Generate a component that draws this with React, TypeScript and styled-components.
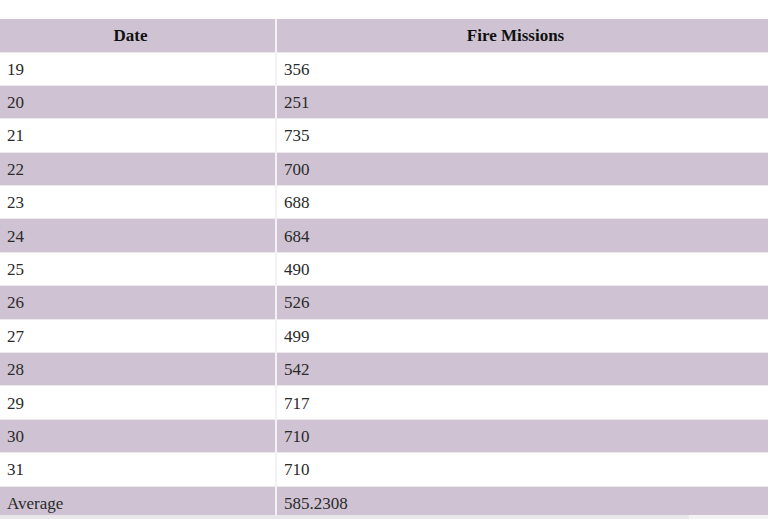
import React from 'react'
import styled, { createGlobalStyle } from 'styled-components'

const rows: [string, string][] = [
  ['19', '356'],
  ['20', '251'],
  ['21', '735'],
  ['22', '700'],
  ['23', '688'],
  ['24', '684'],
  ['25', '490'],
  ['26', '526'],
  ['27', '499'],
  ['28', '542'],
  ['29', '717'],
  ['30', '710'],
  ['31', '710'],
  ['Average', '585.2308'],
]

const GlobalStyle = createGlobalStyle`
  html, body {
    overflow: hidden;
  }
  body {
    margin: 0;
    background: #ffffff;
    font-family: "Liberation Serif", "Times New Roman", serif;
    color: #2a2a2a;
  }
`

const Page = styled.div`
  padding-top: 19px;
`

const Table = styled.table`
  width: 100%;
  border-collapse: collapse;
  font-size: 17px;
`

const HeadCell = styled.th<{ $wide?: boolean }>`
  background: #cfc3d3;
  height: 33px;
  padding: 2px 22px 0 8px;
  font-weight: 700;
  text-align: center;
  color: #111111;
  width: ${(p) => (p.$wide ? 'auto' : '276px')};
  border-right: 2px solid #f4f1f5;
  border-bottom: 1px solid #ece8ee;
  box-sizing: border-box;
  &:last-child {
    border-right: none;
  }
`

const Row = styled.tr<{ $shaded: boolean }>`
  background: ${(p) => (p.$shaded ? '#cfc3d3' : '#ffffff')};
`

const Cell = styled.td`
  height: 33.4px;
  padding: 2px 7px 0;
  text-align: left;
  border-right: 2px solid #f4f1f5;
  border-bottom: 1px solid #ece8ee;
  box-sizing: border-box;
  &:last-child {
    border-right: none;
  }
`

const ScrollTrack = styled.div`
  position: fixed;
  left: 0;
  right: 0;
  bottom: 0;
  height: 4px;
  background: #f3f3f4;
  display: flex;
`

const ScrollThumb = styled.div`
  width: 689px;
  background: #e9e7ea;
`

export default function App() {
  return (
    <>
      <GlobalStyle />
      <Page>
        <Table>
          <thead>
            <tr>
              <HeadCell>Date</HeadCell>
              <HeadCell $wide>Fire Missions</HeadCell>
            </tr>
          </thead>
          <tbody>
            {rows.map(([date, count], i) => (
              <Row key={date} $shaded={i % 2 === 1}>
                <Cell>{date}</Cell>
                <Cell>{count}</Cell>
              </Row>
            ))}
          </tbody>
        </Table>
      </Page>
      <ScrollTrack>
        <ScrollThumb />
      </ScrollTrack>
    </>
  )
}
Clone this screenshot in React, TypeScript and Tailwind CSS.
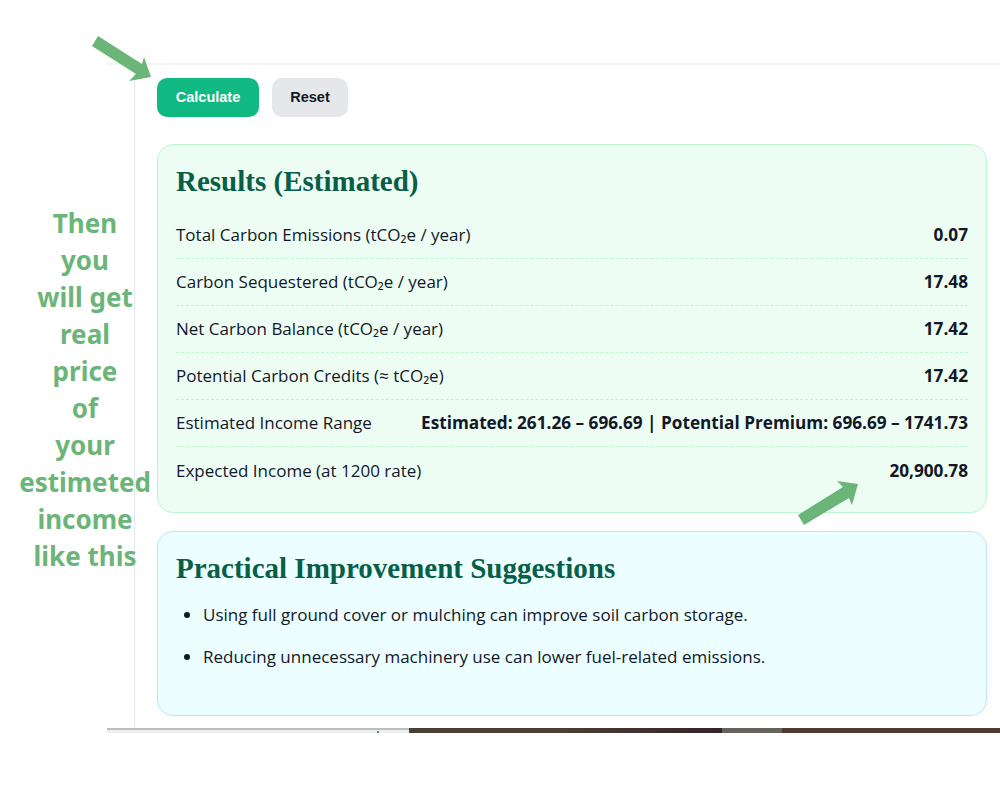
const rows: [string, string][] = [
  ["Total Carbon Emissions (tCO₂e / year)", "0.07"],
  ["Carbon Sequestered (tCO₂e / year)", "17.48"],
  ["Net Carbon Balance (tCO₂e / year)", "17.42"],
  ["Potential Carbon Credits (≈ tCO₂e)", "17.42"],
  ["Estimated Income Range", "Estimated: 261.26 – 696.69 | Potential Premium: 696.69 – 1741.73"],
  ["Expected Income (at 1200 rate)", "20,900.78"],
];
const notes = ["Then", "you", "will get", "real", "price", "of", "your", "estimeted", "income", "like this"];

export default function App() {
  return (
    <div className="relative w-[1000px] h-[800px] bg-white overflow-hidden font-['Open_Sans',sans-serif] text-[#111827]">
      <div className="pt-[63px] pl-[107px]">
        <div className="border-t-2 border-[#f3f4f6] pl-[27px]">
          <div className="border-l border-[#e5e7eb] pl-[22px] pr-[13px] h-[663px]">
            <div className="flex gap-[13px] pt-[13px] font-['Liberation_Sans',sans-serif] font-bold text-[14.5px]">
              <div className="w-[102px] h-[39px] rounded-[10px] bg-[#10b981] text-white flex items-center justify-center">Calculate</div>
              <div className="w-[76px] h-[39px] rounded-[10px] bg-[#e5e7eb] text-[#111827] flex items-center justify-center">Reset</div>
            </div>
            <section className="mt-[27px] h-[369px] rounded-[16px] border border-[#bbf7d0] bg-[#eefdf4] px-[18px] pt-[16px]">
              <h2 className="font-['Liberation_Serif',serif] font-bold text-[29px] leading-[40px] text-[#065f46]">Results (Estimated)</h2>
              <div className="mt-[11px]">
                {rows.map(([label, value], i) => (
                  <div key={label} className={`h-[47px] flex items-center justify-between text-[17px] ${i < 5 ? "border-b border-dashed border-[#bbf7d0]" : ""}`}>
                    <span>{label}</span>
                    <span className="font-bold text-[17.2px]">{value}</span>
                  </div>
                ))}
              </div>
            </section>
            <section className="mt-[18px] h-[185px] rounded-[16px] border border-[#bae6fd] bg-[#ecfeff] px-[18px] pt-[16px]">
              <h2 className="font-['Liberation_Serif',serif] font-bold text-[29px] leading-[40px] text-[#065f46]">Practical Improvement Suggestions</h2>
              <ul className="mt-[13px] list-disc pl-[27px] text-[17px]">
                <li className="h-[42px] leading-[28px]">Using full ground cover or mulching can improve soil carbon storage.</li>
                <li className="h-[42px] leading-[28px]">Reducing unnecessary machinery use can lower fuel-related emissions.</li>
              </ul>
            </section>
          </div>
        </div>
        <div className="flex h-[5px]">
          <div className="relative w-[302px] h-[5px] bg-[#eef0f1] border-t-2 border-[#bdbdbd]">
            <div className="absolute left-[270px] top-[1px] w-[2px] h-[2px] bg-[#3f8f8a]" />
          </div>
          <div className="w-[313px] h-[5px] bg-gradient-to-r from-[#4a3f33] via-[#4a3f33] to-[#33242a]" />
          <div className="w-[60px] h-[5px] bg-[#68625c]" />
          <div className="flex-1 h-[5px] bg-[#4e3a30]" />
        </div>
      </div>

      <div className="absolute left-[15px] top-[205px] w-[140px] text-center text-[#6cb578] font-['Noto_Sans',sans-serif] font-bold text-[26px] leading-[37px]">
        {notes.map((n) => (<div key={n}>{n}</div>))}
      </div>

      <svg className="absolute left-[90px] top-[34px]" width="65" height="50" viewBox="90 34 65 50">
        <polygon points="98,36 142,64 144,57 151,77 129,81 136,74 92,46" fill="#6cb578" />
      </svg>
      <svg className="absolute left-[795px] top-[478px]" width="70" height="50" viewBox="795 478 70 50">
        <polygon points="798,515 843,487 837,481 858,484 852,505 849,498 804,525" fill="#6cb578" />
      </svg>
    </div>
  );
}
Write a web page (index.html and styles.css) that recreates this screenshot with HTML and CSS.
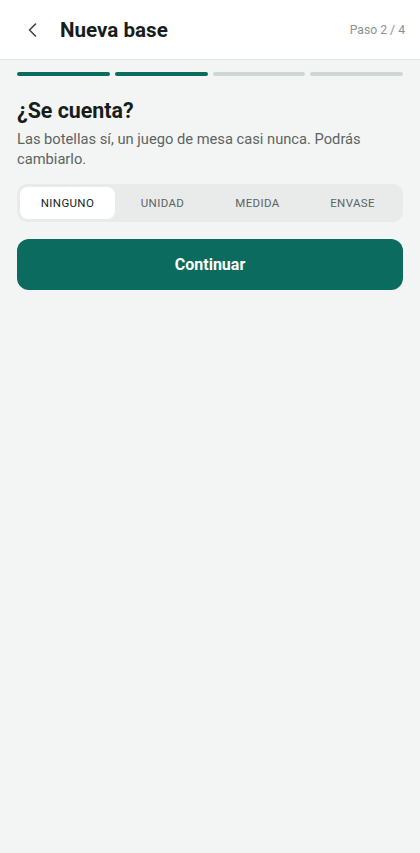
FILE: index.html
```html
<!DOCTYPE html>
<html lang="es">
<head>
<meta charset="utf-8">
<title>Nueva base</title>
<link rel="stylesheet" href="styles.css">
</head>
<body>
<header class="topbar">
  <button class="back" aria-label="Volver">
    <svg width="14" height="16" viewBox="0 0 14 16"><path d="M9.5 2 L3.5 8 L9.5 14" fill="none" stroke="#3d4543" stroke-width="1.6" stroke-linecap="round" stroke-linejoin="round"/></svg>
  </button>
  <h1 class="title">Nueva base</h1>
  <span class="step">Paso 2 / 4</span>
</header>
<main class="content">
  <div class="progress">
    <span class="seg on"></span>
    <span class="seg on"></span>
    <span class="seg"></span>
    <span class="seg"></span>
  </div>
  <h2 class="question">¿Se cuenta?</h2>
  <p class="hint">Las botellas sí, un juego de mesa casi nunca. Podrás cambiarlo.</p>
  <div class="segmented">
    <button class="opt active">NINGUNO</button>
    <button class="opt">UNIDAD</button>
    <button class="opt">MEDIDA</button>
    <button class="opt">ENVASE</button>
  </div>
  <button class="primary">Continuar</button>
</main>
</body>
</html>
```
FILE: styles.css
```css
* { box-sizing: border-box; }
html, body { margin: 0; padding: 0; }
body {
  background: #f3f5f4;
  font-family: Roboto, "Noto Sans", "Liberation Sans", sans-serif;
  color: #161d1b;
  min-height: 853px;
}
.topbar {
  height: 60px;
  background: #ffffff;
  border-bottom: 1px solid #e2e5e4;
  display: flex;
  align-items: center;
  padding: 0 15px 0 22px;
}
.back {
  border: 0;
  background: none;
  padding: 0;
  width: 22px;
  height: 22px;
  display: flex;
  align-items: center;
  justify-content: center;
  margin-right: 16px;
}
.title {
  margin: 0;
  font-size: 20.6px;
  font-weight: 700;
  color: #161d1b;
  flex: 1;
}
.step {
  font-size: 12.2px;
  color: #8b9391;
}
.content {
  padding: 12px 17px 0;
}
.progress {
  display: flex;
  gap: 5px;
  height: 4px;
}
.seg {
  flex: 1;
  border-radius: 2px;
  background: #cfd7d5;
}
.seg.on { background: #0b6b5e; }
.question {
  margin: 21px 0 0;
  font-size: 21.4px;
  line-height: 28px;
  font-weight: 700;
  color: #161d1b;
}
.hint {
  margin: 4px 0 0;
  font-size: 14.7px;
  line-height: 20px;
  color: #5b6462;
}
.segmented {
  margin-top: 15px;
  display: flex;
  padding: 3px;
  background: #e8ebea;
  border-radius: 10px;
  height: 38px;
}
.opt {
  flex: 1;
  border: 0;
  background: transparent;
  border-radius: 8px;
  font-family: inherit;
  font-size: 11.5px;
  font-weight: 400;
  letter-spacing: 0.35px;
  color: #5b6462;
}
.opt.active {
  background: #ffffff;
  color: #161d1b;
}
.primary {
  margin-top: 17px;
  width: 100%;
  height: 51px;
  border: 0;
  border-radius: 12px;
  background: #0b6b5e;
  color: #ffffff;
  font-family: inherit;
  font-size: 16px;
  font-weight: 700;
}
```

· · · · · · ·

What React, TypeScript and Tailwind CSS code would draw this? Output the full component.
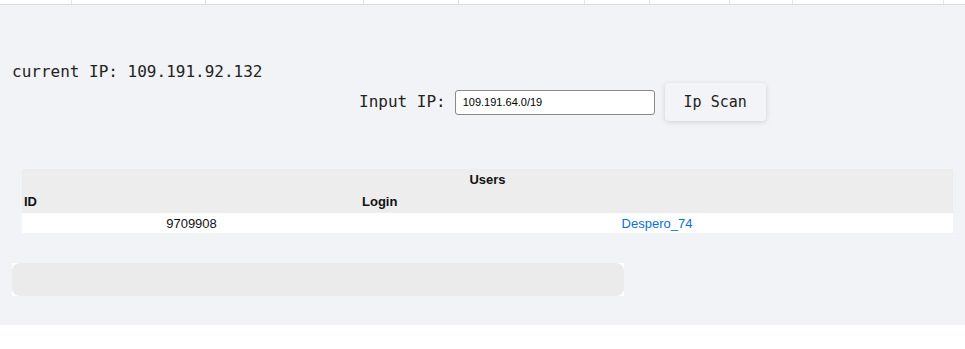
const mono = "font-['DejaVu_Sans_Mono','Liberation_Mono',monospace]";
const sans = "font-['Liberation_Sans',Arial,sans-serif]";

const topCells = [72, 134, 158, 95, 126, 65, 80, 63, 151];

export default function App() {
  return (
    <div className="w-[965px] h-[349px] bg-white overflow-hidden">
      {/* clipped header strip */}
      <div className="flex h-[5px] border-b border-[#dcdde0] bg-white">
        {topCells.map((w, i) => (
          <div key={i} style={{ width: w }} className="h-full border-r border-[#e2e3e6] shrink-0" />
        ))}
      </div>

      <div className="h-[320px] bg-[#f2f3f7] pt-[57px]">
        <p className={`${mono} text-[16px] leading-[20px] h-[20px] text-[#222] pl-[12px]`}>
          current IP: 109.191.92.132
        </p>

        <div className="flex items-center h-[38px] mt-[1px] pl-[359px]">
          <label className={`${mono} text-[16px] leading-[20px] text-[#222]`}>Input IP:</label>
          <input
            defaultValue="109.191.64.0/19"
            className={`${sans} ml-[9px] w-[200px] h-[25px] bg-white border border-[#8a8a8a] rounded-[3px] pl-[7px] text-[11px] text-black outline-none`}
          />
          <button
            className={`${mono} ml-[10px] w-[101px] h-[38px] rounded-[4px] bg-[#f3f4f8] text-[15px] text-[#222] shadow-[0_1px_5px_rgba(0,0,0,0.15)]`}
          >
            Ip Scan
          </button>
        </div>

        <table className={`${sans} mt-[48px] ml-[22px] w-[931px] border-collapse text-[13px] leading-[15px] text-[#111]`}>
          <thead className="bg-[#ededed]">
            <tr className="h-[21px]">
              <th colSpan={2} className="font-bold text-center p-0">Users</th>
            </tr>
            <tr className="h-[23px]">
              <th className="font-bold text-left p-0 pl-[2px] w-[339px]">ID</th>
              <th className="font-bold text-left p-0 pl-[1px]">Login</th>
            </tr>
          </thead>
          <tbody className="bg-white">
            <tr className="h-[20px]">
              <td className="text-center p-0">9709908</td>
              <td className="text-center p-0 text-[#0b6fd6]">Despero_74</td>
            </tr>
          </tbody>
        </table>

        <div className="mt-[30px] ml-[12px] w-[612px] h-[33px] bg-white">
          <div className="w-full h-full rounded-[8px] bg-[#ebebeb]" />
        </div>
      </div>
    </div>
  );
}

· · · · · · ·

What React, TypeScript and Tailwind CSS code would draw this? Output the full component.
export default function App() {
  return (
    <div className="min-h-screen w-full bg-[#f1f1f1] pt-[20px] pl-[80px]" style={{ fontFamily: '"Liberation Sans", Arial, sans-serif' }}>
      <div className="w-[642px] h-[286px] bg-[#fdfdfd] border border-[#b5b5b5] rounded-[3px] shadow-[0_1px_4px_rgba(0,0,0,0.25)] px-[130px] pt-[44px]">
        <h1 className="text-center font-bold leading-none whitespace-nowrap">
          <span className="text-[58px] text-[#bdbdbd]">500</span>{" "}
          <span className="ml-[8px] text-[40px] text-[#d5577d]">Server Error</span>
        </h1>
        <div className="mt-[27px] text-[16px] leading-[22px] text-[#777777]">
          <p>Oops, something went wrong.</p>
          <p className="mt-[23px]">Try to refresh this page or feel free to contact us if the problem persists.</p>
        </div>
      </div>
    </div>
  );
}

· · · · · · ·

Instructions for the task: Copy all lines of the material above where the string "with" occurs.

Right answer:
Generate a component that draws this with React, TypeScript and styled-components.
Write a web page (index.html and styles.css) that recreates this screenshot with HTML and CSS.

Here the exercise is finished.